- [WHAT YOU WILL DO]: Repeat the records in full and exactly, omitting pictures.

————

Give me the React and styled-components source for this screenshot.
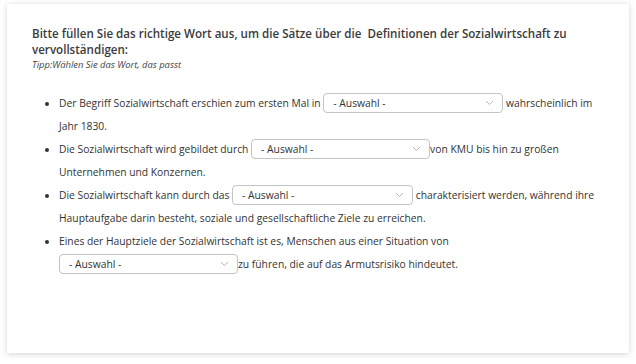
import React from 'react'
import styled, { createGlobalStyle } from 'styled-components'

const GlobalStyle = createGlobalStyle`
  html, body { margin: 0; padding: 0; background: #fff; }
  body { font-family: "Open Sans", "Liberation Sans", sans-serif; }
`

const options = ['- Auswahl -']

const Chevron = () => (
  <svg width="9" height="6" viewBox="0 0 9 6" fill="none">
    <path d="M1 1l3.5 3.5L8 1" stroke="#b5b5b5" strokeWidth="1" />
  </svg>
)

const Choice = ({ width = 180 }) => (
  <SelectBox style={{ width }}>
    <span>{options[0]}</span>
    <Chevron />
  </SelectBox>
)

const App = () => (
  <Page>
    <GlobalStyle />
    <Card>
      <Title>
        Bitte füllen Sie das richtige Wort aus, um die Sätze über die&nbsp; Definitionen der Sozialwirtschaft zu vervollständigen:
      </Title>
      <Tip>Tipp:Wählen Sie das Wort, das passt</Tip>
      <List>
        <Item>
          Der Begriff Sozialwirtschaft erschien zum ersten Mal in <Choice /> wahrscheinlich im Jahr 1830.
        </Item>
        <Item>
          Die Sozialwirtschaft wird gebildet durch <Choice width={179} />von KMU bis hin zu großen Unternehmen und Konzernen.
        </Item>
        <Item>
          Die Sozialwirtschaft kann durch das <Choice width={181} /> charakterisiert werden, während ihre Hauptaufgabe darin besteht, soziale und gesellschaftliche Ziele zu erreichen.
        </Item>
        <Item>
          Eines der Hauptziele der Sozialwirtschaft ist es, Menschen aus einer Situation von <Choice width={179} />zu führen, die auf das Armutsrisiko hindeutet.
        </Item>
      </List>
    </Card>
  </Page>
)

export default App

const Page = styled.div`
  width: 636px;
  height: 364px;
  padding: 4px 7px 0 7px;
  box-sizing: border-box;
`

const Card = styled.div`
  height: 349px;
  background: #fff;
  box-shadow: 0 1px 6px rgba(0, 0, 0, 0.18);
  padding: 22px 26px 0 25px;
  box-sizing: border-box;
`

const Title = styled.div`
  font-size: 11.6px;
  font-weight: 600;
  color: #3b3b3b;
  line-height: 16px;
`

const Tip = styled.div`
  font-size: 9.4px;
  font-style: italic;
  font-weight: 400;
  color: #444;
  line-height: 13px;
`

const List = styled.ul`
  margin: 21px 0 0 0;
  padding: 0 0 0 27px;
  font-size: 10.3px;
  color: #333;
  line-height: 23px;
`

const Item = styled.li`
  margin: 0;
  &::marker { font-size: 10px; }
`

const SelectBox = styled.span`
  display: inline-flex;
  align-items: center;
  justify-content: space-between;
  height: 20px;
  box-sizing: border-box;
  padding: 0 8px 0 9px;
  border: 1px solid #c4c4c4;
  border-radius: 4px;
  vertical-align: middle;
  color: #333;
  line-height: 18px;
  margin-top: -2px;
`
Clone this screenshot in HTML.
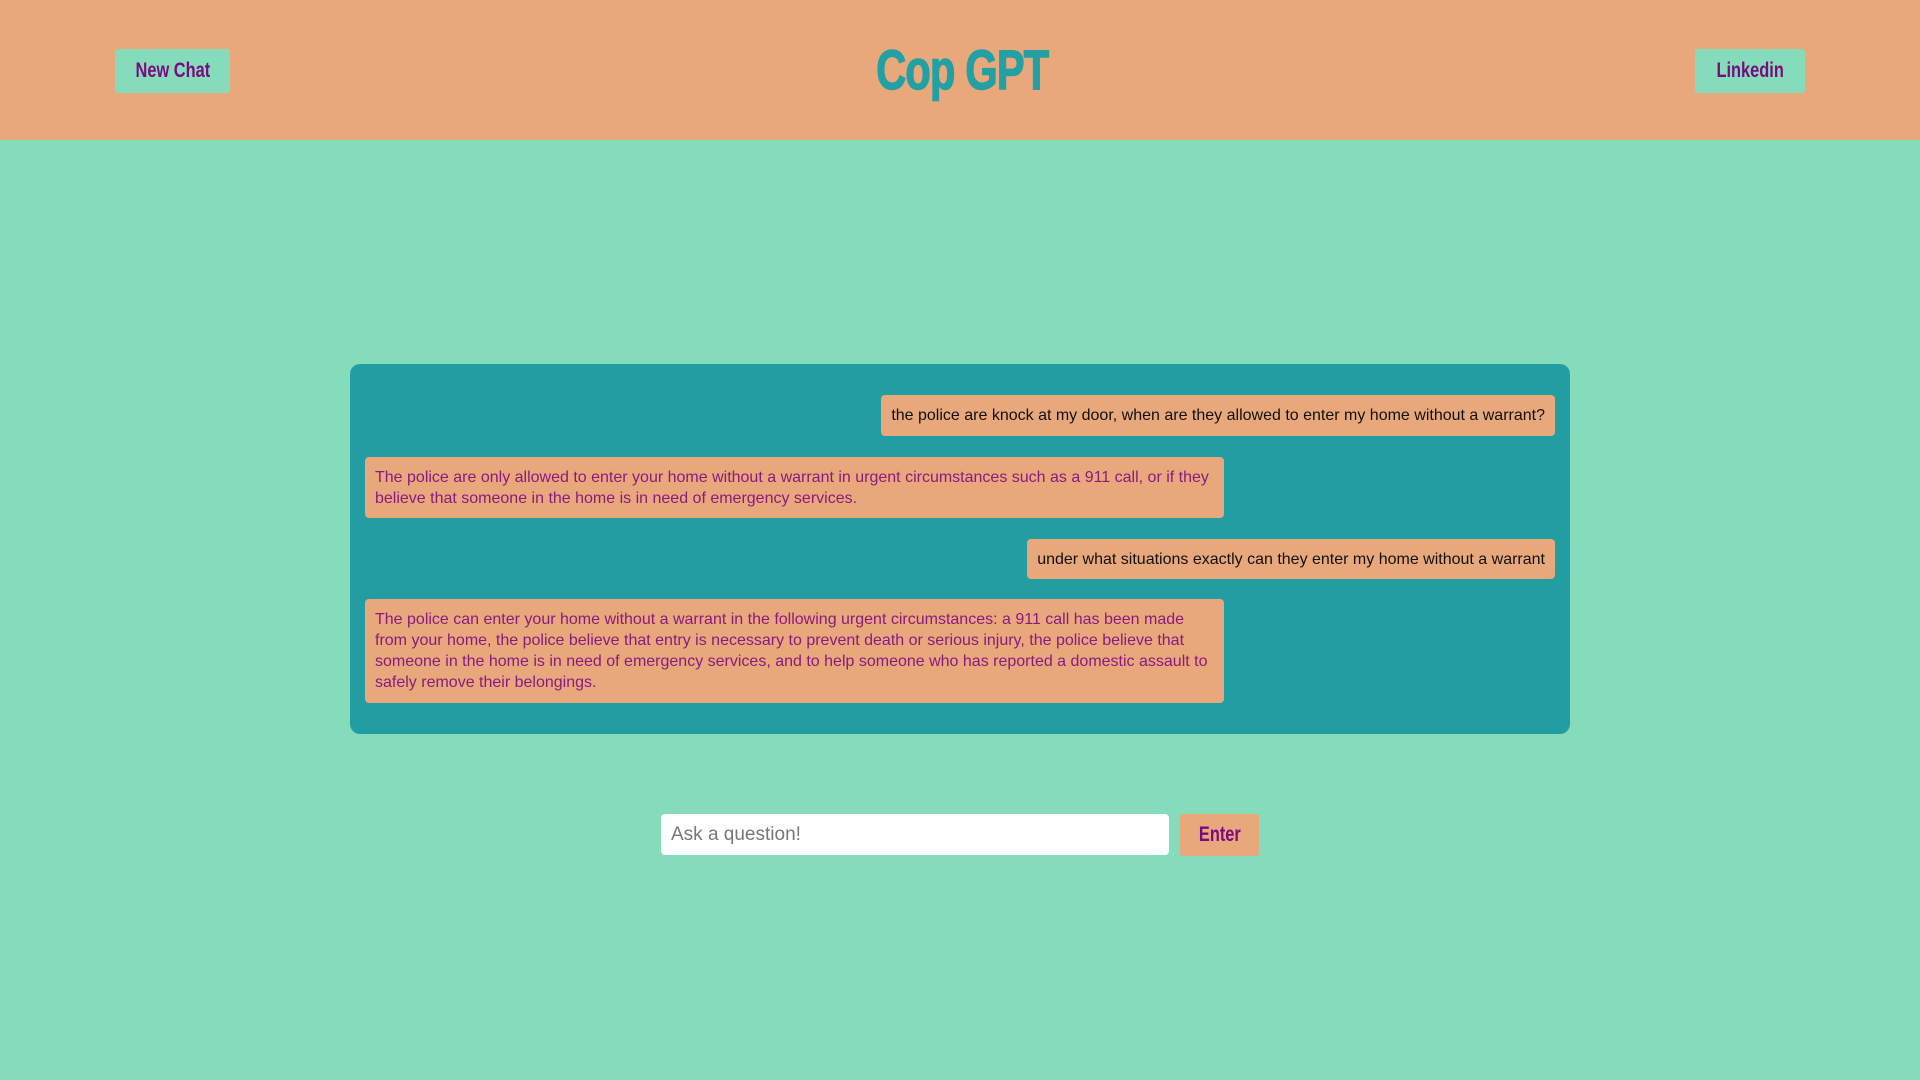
<!DOCTYPE html>
<html><head><meta charset="utf-8"><style>
*{box-sizing:border-box;margin:0;padding:0}
body{width:1920px;height:1080px;background:#85DCBA;font-family:"Liberation Sans",sans-serif;position:relative;overflow:hidden}
.hdr{position:absolute;left:0;top:0;width:1920px;height:140px;background:#E8A87C}
.btn{position:absolute;background:#85DCBA;color:#7a0a7f;font-weight:bold;font-size:21px;border-radius:3px;display:flex;align-items:center;justify-content:center;white-space:nowrap}
.btn span{display:inline-block;transform:scaleX(.78)}
.title{position:absolute;left:812px;top:38px;width:300px;text-align:center;font-size:56px;font-weight:bold;color:#22A0A3;line-height:64px;white-space:nowrap;-webkit-text-stroke:1.5px #22A0A3}
.title span{display:inline-block;transform:scaleX(.74);letter-spacing:-1px}
.box{position:absolute;left:350px;top:364px;width:1220px;height:370px;background:#229EA3;border-radius:10px}
.m{position:absolute;background:#E8A87C;border-radius:4px;font-size:16px;line-height:21px;padding:10px 10px}
.u{color:#111}
.b{color:#8a1a80}
.inp{position:absolute;left:661px;top:814px;width:508px;height:41px;background:#fff;border-radius:4px;color:#777;font-size:19px;padding:10px 10px}
</style></head><body>
<div class="hdr">
<div class="btn" style="left:115px;top:49px;width:115px;height:44px"><span>New Chat</span></div>
<div class="title"><span>Cop GPT</span></div>
<div class="btn" style="left:1695px;top:49px;width:110px;height:44px"><span>Linkedin</span></div>
</div>
<div class="box">
<div class="m u" style="right:15px;top:31px;height:41px;white-space:nowrap">the police are knock at my door, when are they allowed to enter my home without a warrant?</div>
<div class="m b" style="left:15px;top:93px;width:859px;height:61px">The police are only allowed to enter your home without a warrant in urgent circumstances such as a 911 call, or if they believe that someone in the home is in need of emergency services.</div>
<div class="m u" style="right:15px;top:175px;height:40px;white-space:nowrap">under what situations exactly can they enter my home without a warrant</div>
<div class="m b" style="left:15px;top:235px;width:859px;height:104px">The police can enter your home without a warrant in the following urgent circumstances: a 911 call has been made from your home, the police believe that entry is necessary to prevent death or serious injury, the police believe that someone in the home is in need of emergency services, and to help someone who has reported a domestic assault to safely remove their belongings.</div>
</div>
<div class="inp">Ask a question!</div>
<div class="btn" style="left:1180px;top:814px;width:79px;height:42px;background:#E8A87C"><span>Enter</span></div>
</body></html>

————

- [EXPECTED OUTPUT]:
Give me the React and styled-components source for this screenshot.
import React from 'react'
import styled, { createGlobalStyle } from 'styled-components'

const GlobalStyle = createGlobalStyle`
  html, body { margin: 0; padding: 0; background: #fff; }
  body { font-family: "Open Sans", "Liberation Sans", sans-serif; }
`

const options = ['- Auswahl -']

const Chevron = () => (
  <svg width="9" height="6" viewBox="0 0 9 6" fill="none">
    <path d="M1 1l3.5 3.5L8 1" stroke="#b5b5b5" strokeWidth="1" />
  </svg>
)

const Choice = ({ width = 180 }) => (
  <SelectBox style={{ width }}>
    <span>{options[0]}</span>
    <Chevron />
  </SelectBox>
)

const App = () => (
  <Page>
    <GlobalStyle />
    <Card>
      <Title>
        Bitte füllen Sie das richtige Wort aus, um die Sätze über die&nbsp; Definitionen der Sozialwirtschaft zu vervollständigen:
      </Title>
      <Tip>Tipp:Wählen Sie das Wort, das passt</Tip>
      <List>
        <Item>
          Der Begriff Sozialwirtschaft erschien zum ersten Mal in <Choice /> wahrscheinlich im Jahr 1830.
        </Item>
        <Item>
          Die Sozialwirtschaft wird gebildet durch <Choice width={179} />von KMU bis hin zu großen Unternehmen und Konzernen.
        </Item>
        <Item>
          Die Sozialwirtschaft kann durch das <Choice width={181} /> charakterisiert werden, während ihre Hauptaufgabe darin besteht, soziale und gesellschaftliche Ziele zu erreichen.
        </Item>
        <Item>
          Eines der Hauptziele der Sozialwirtschaft ist es, Menschen aus einer Situation von <Choice width={179} />zu führen, die auf das Armutsrisiko hindeutet.
        </Item>
      </List>
    </Card>
  </Page>
)

export default App

const Page = styled.div`
  width: 636px;
  height: 364px;
  padding: 4px 7px 0 7px;
  box-sizing: border-box;
`

const Card = styled.div`
  height: 349px;
  background: #fff;
  box-shadow: 0 1px 6px rgba(0, 0, 0, 0.18);
  padding: 22px 26px 0 25px;
  box-sizing: border-box;
`

const Title = styled.div`
  font-size: 11.6px;
  font-weight: 600;
  color: #3b3b3b;
  line-height: 16px;
`

const Tip = styled.div`
  font-size: 9.4px;
  font-style: italic;
  font-weight: 400;
  color: #444;
  line-height: 13px;
`

const List = styled.ul`
  margin: 21px 0 0 0;
  padding: 0 0 0 27px;
  font-size: 10.3px;
  color: #333;
  line-height: 23px;
`

const Item = styled.li`
  margin: 0;
  &::marker { font-size: 10px; }
`

const SelectBox = styled.span`
  display: inline-flex;
  align-items: center;
  justify-content: space-between;
  height: 20px;
  box-sizing: border-box;
  padding: 0 8px 0 9px;
  border: 1px solid #c4c4c4;
  border-radius: 4px;
  vertical-align: middle;
  color: #333;
  line-height: 18px;
  margin-top: -2px;
`
Clone this screenshot in HTML.
<!DOCTYPE html>
<html><head><meta charset="utf-8"><style>
*{box-sizing:border-box;margin:0;padding:0}
body{width:1920px;height:1080px;background:#85DCBA;font-family:"Liberation Sans",sans-serif;position:relative;overflow:hidden}
.hdr{position:absolute;left:0;top:0;width:1920px;height:140px;background:#E8A87C}
.btn{position:absolute;background:#85DCBA;color:#7a0a7f;font-weight:bold;font-size:21px;border-radius:3px;display:flex;align-items:center;justify-content:center;white-space:nowrap}
.btn span{display:inline-block;transform:scaleX(.78)}
.title{position:absolute;left:812px;top:38px;width:300px;text-align:center;font-size:56px;font-weight:bold;color:#22A0A3;line-height:64px;white-space:nowrap;-webkit-text-stroke:1.5px #22A0A3}
.title span{display:inline-block;transform:scaleX(.74);letter-spacing:-1px}
.box{position:absolute;left:350px;top:364px;width:1220px;height:370px;background:#229EA3;border-radius:10px}
.m{position:absolute;background:#E8A87C;border-radius:4px;font-size:16px;line-height:21px;padding:10px 10px}
.u{color:#111}
.b{color:#8a1a80}
.inp{position:absolute;left:661px;top:814px;width:508px;height:41px;background:#fff;border-radius:4px;color:#777;font-size:19px;padding:10px 10px}
</style></head><body>
<div class="hdr">
<div class="btn" style="left:115px;top:49px;width:115px;height:44px"><span>New Chat</span></div>
<div class="title"><span>Cop GPT</span></div>
<div class="btn" style="left:1695px;top:49px;width:110px;height:44px"><span>Linkedin</span></div>
</div>
<div class="box">
<div class="m u" style="right:15px;top:31px;height:41px;white-space:nowrap">the police are knock at my door, when are they allowed to enter my home without a warrant?</div>
<div class="m b" style="left:15px;top:93px;width:859px;height:61px">The police are only allowed to enter your home without a warrant in urgent circumstances such as a 911 call, or if they believe that someone in the home is in need of emergency services.</div>
<div class="m u" style="right:15px;top:175px;height:40px;white-space:nowrap">under what situations exactly can they enter my home without a warrant</div>
<div class="m b" style="left:15px;top:235px;width:859px;height:104px">The police can enter your home without a warrant in the following urgent circumstances: a 911 call has been made from your home, the police believe that entry is necessary to prevent death or serious injury, the police believe that someone in the home is in need of emergency services, and to help someone who has reported a domestic assault to safely remove their belongings.</div>
</div>
<div class="inp">Ask a question!</div>
<div class="btn" style="left:1180px;top:814px;width:79px;height:42px;background:#E8A87C"><span>Enter</span></div>
</body></html>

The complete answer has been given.